Different versions of the NDAA were passed by the House of Representatives in July and the Senate in August, and the two bodies of Congress are currently in talks to reconcile the differences between the two versions before sending a final draft to President Donald Trump for his approval.

Yet the Republican-dominated Senate’s version of the bill appeared to depart significantly from the Trump administration’s position on the military alliance with South Korea - namely in that Seoul should shoulder a much larger cost to maintain the U.S. troops stationed in South Korea for its defense.

Korea and the United States kicked off negotiations for the 11th SMA in September, but Washington’s reported demand for $4.7 billion from Seoul - a fivefold increase from its current contribution - led to a breakdown of talks in Seoul last month.

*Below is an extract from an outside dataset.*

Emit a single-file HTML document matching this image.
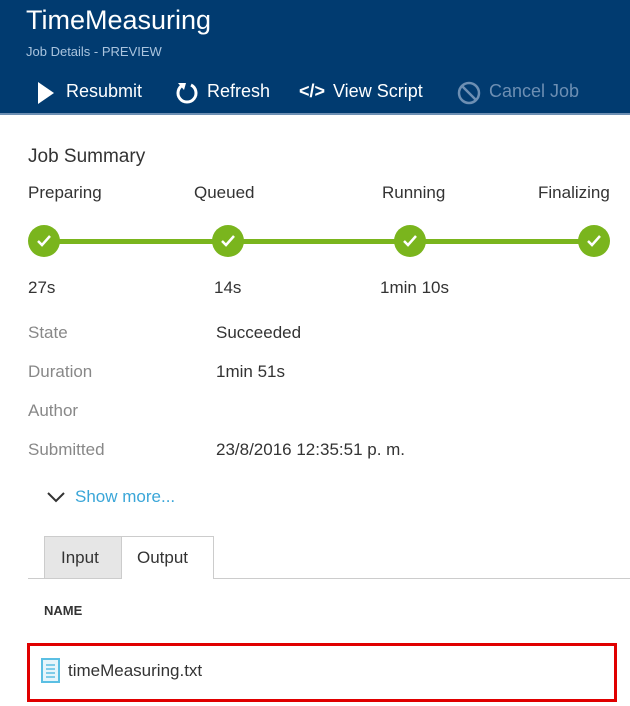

On Sunday, the U.S. State Department said it hoped for a “fair and equitable” settlement in the fourth round of talks scheduled to take place in Washington from Tuesday to Wednesday.

So far, however, there has been little indication that either side will budge on the issue.

According to sources familiar with last month’s failed negotiations, Seoul reportedly insisted that it cannot accept a hike of more than a single percentage digit, saying even the 8.2 percent increase it agreed to with the 2019 SMA deal was far higher than the increases in previous years, which were around 5 percent.

Washington’s negotiators, however, said the approximately 500 percent hike takes into account the financial burden entailed with the added deployment of U.S. strategic assets around the Korean Peninsula over the last year as well as the cost of combined military exercises between the allies.

With controversy raging in Seoul over the demand ? which inevitably stoked anti-American sentiment among the public and leftist activists ? South Korean lawmakers visited Washington last week to discuss the issue with their U.S. counterparts.

Some U.S. lawmakers, like Sen. Cory Gardner, who chairs the Senate Foreign Relations Subcommittee on East Asia, the Pacific, and International Cybersecurity Policy, agreed that a resolution on a rational level was needed to maintain a mutually beneficial alliance, according to the Korean legislators.

It is unclear, however, whether such concerns are shared by Trump, who has frequently questioned U.S. military commitments to traditional allies across the globe due to the burden placed on American finances.

On Thursday, NATO announced it would slash the United States’ contribution to the alliance from 22 percent to 16 percent, in an apparent symbolic gesture to appease Trump ahead of a NATO summit in London this week.